* START Dataset section *

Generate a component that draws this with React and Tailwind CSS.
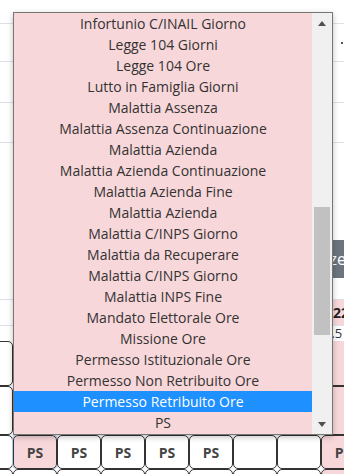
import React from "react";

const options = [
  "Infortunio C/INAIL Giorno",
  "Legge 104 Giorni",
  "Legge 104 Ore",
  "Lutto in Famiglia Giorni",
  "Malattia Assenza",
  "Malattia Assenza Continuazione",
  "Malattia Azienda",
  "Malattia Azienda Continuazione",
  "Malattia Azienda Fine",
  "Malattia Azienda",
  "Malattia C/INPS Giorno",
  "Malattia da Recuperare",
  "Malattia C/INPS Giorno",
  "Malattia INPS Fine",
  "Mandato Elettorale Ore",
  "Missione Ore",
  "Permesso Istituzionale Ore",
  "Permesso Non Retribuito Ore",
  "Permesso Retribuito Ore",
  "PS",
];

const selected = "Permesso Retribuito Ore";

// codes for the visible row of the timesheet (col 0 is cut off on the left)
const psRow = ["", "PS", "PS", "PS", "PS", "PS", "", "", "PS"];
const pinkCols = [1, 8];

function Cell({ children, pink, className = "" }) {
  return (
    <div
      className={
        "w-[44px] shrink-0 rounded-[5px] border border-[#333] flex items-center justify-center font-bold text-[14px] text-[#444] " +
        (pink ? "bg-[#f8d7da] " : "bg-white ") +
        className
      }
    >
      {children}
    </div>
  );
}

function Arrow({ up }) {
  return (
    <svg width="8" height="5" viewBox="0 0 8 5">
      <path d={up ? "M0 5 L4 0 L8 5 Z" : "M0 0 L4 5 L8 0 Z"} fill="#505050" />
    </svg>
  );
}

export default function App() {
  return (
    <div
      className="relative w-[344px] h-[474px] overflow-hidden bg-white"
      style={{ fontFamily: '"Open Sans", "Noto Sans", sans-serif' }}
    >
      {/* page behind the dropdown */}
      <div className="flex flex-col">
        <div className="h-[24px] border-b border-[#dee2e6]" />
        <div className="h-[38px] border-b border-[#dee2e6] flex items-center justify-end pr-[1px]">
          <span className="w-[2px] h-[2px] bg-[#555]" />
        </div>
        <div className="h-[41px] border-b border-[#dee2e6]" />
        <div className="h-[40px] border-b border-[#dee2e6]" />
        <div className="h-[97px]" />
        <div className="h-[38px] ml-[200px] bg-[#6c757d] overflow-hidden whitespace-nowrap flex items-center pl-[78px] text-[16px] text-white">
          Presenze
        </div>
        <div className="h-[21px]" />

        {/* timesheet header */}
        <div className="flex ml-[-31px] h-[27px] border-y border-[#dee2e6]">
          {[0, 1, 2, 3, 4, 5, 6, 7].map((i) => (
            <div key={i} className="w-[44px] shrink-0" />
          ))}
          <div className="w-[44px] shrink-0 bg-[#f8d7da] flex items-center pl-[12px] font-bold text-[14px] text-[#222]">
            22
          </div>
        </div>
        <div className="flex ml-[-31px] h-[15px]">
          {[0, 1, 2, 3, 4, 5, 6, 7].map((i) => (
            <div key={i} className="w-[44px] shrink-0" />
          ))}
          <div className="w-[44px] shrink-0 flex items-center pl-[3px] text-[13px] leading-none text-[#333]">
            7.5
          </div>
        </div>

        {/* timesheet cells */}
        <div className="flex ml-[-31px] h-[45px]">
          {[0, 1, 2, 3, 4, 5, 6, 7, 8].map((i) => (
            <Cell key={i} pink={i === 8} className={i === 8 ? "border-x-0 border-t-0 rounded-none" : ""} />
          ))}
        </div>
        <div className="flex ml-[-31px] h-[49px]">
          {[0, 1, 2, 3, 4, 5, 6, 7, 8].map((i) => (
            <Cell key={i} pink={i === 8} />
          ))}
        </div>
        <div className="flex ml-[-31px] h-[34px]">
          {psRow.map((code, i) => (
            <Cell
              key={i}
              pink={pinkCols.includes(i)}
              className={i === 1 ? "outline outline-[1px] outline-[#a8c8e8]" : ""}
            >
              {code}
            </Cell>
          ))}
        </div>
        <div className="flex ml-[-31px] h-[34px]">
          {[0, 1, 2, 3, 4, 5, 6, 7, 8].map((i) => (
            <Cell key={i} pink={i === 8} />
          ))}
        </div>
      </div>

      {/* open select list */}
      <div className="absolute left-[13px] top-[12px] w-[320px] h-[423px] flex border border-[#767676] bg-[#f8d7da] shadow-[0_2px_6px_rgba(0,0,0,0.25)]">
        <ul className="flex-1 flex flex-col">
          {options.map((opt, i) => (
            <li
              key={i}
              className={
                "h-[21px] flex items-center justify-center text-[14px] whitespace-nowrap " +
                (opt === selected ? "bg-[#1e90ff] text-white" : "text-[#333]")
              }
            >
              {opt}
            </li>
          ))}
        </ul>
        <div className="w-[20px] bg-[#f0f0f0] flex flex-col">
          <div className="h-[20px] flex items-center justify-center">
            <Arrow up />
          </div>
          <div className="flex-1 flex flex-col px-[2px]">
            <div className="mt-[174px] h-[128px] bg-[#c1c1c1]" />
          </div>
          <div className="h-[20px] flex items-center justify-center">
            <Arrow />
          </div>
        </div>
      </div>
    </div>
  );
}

* END Dataset section *

**What to produce:**
Leave out the pictures and repeat the lines from the start of the material through the line with "import React from", inclusive.

**Reply to the exercise:**
Generate a component that draws this with React and Tailwind CSS.
import React from "react";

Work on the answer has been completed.